Sunday, October 10, 2010

Grateful

I cannot begin to tell you tonight about how grateful I am for this change in my life!  I know it is early, and I know that I have felt this way two weeks in on my past attempts at healthy living and weight loss, But this is a different feeling so far.  I have NOT been thinking about food!!!  Eating has become something that I do to fuel my body.  I used to just eat.  ALL THE TIME!  I used to think about food constantly.  I would also eat without thinking.  Just eat out of boredom, or routine, or loneliness, or for no apparent reason at all.

I went to church today with my son. The whole sermon was about counting your blessings and being grateful for all of the little things in life that we take for granted all the time!  This weekend was a very peaceful weekend.  I can’t believe I am saying that because I very rarely have peaceful weekends when we are all at home together.  I’m always stressed about what needs done and what we are going to eat. I worry about who is misbehaving and get resentful and angry that we can’t just have time together without so much chaos.  But that chaos is life, my life!  My life as a mom with two kids, two cats, and a dog… oh and a husband ; )
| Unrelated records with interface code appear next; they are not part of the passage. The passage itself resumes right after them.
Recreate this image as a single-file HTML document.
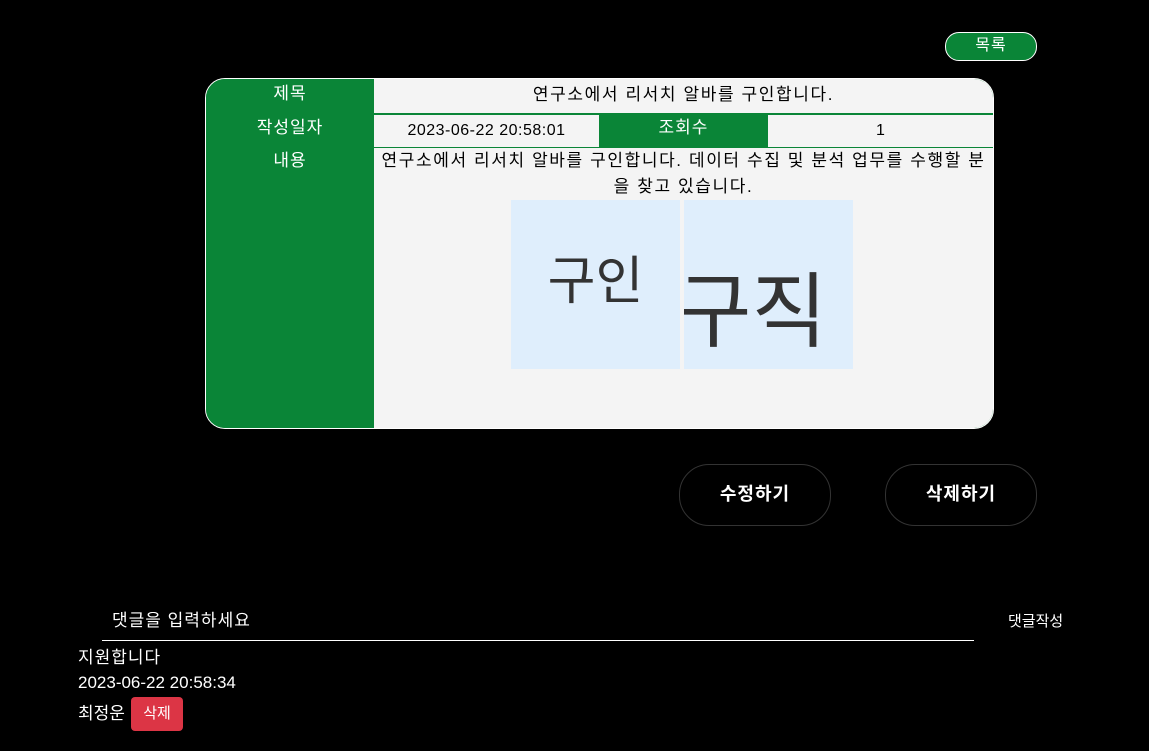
<!DOCTYPE html>
<html><head><meta charset="utf-8"><style>
body{margin:0;width:1149px;height:751px;background:#000;font-family:"Liberation Sans","Noto Sans CJK KR",sans-serif;color:#fff;position:relative;overflow:hidden}
.abs{position:absolute}
.g{background:#0a8537;color:#fff}
.l{background:#f4f4f4;color:#000}
.c{display:flex;justify-content:center;font-size:17px}
</style></head><body>
<div class="abs g" style="left:945px;top:32px;width:90px;height:27px;border:1px solid #fff;border-radius:14px;text-align:center;line-height:26px;font-size:16px;letter-spacing:1px">목록</div>
<div class="abs" style="left:205px;top:78px;width:787px;height:349px;border:1px solid #fff;border-radius:20px;overflow:hidden;background:#0a8537">
 <div class="abs g c" style="left:0;top:0;width:168px;height:34px;line-height:30px;letter-spacing:1px">제목</div>
 <div class="abs l c" style="left:168px;top:0;width:619px;height:34px;line-height:32px;letter-spacing:1.6px">연구소에서 리서치 알바를 구인합니다.</div>
 <div class="abs g c" style="left:0;top:36px;width:168px;height:32px;line-height:26px;letter-spacing:1px">작성일자</div>
 <div class="abs l c" style="left:168px;top:36px;width:225px;height:32px;line-height:32px;font-size:16px;letter-spacing:0.5px">2023-06-22 20:58:01</div>
 <div class="abs g c" style="left:393px;top:36px;width:169px;height:32px;line-height:26px;letter-spacing:1px">조회수</div>
 <div class="abs l c" style="left:562px;top:36px;width:225px;height:32px;line-height:32px;font-size:16px">1</div>
 <div class="abs g c" style="left:0;top:69px;width:168px;height:280px;line-height:26px;letter-spacing:1px">내용</div>
 <div class="abs l" style="left:168px;top:69px;width:619px;height:280px;text-align:center;font-size:17px;line-height:26px;letter-spacing:1.6px">연구소에서 리서치 알바를 구인합니다. 데이터 수집 및 분석 업무를 수행할 분<br>을 찾고 있습니다.</div>
</div>
<div class="abs" style="left:511px;top:200px;width:169px;height:169px;background:#dfeefc;color:#333;font-size:52px;line-height:165px;text-align:center">구인</div>
<div class="abs" style="left:684px;top:200px;width:169px;height:169px;background:#dfeefc;color:#333;font-size:82px;line-height:225px;overflow:hidden;white-space:nowrap;text-indent:-8px">구직</div>
<div class="abs" style="left:679px;top:464px;width:150px;height:60px;border:1px solid #333;border-radius:30px;text-align:center;line-height:58px;font-weight:bold;font-size:18px;letter-spacing:1px">수정하기</div>
<div class="abs" style="left:885px;top:464px;width:150px;height:60px;border:1px solid #333;border-radius:30px;text-align:center;line-height:58px;font-weight:bold;font-size:18px;letter-spacing:1px">삭제하기</div>
<div class="abs" style="left:112px;top:606px;font-size:17px;letter-spacing:1px">댓글을 입력하세요</div>
<div class="abs" style="left:102px;top:640px;width:872px;height:1px;background:#fff"></div>
<div class="abs" style="left:1008px;top:610px;font-size:15px">댓글작성</div>
<div class="abs" style="left:78px;top:643px;font-size:17px;letter-spacing:1px">지원합니다</div>
<div class="abs" style="left:78px;top:673px;font-size:17px">2023-06-22 20:58:34</div>
<div class="abs" style="left:78px;top:699px;font-size:17px">최정운</div>
<div class="abs" style="left:131px;top:697px;width:52px;height:34px;background:#dc3545;border-radius:4px;text-align:center;line-height:34px;font-size:15px">삭제</div>
</body></html>
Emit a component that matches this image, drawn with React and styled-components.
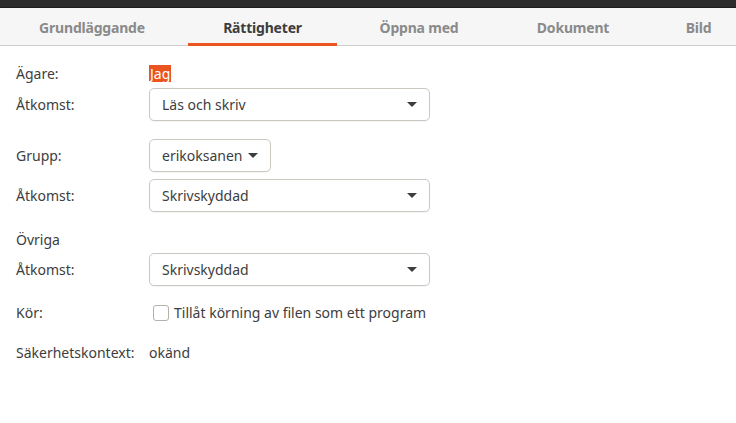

If this were normal weekend for me, (a weekend that included getting a lot accomplished and  making time to exercise and the truck braking down, and having to cancel plans that I was looking forward to), I would be so angry tonight!  I would be pouting and frustrated and probably totally full of garbage foods that I would feel physically ill.  Instead tonight, I am at peace.  Very relaxed and comfortable.  Happy and filled with hope!   I am simply... grateful!